Nella sua opera “Le carte del PCI” ha
compiuto un lavoro prezioso che ci permette di ricostruire il percorso
dei rapporti tra il movimento cooperativo e quel partito, in tutte le
sue varie fasi e trasformazioni. Un rapporto che per lungo tempo è stato
improntato a quella prassi di “collateralismo” che si traduceva per la
cooperazione rossa in una delle tante “cinghie di trasmissione” del
partito di riferimento. I momenti salienti furono nel 1961 con il
convegno nazionale del PCI sulla cooperazione, conclusosi con il varo di
una strategia di aggregazione del ceto medio assegnata come compito
alla Lega nell’ambito di una politica di alleanze. Alla metà degli anni
Settanta, nel quadro della politica di solidarietà nazionale, e della
scoperta dell’economia di mercato, la cooperazione veniva sollecitata ad
assumere forme e dimensioni più squisitamente imprenditoriali: una
sorta di ala marciante neocomunista nell’ambito e nella logica
dell’economia capitalistica. La vittoria elettorale a livello
amministrativo e regionale del PCI permetteva l’espansione delle
attività delle cooperative edilizie in ogni zona del territorio
nazionale, grazie alla gestione degli appalti delle giunte di
sinistra.(da Cooperative rosse da utopia a cassaforte)
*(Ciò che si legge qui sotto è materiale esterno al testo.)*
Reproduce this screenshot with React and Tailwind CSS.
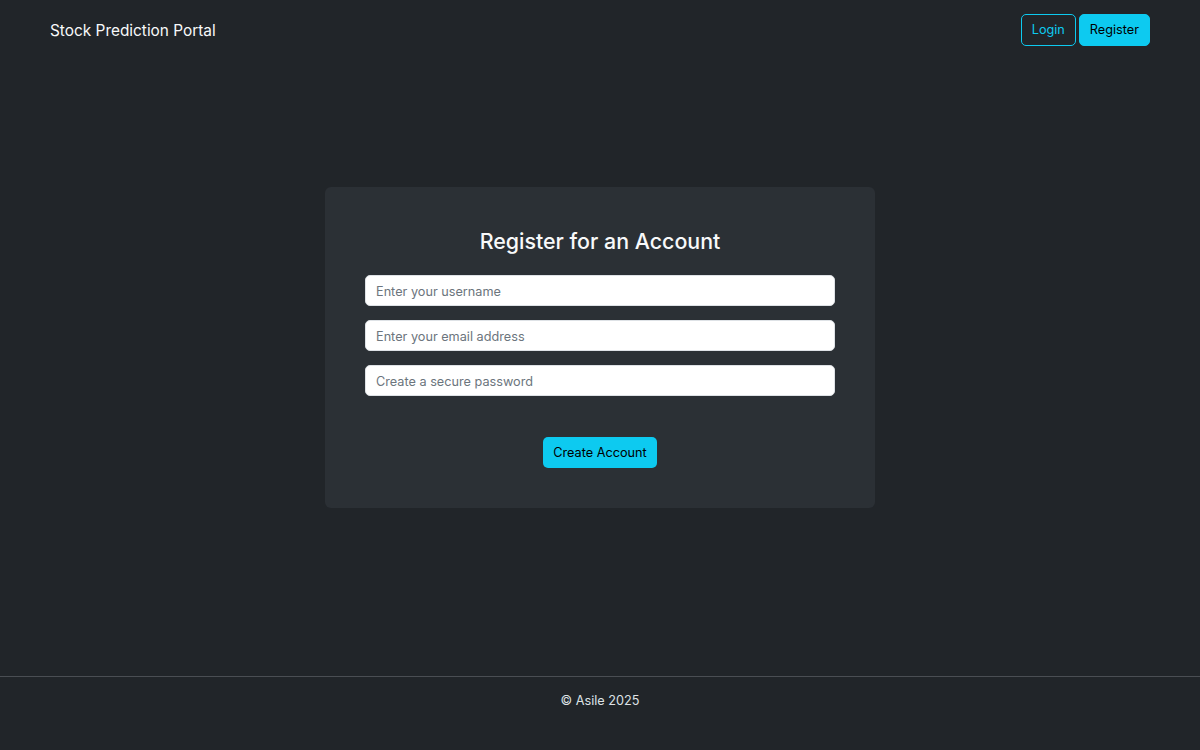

Ricordo che il 20 luglio 2007, Clementina
Forleo nell’ambito delle indagini sulla tentata scalata della BNL da
parte dell’Unipol, inviò al Parlamento un’ordinanza in cui, tra l’altro
si legge:
” inquietanti interlocutori di numerose di dette conversazioni soprattutto intervenute sull’utenza in uso a Giovanni Consorte”
(N.d.R. Fassino e D’Alema) “appaiono non
passivi ricettori di informazioni pur penalmente rilevanti né personaggi
animati da sana tifoseria per opposte forze in campo, ma consapevoli
complici di un disegno criminoso di ampia portata”
Non voglio entrare nel merito
dell’indagine, ricordo soltanto che la Forleo fu immediatamente sospesa
dall’incarico, l’inchiesta affidata ad altri (di Fassino e D’Alema non
si parlò più) e solo dopo un anno, quando ormai l’insabbiamento era
avvenuto, la Forleo fu pienamente riabilitata.
Ma naturalmente sono solo coincidenze.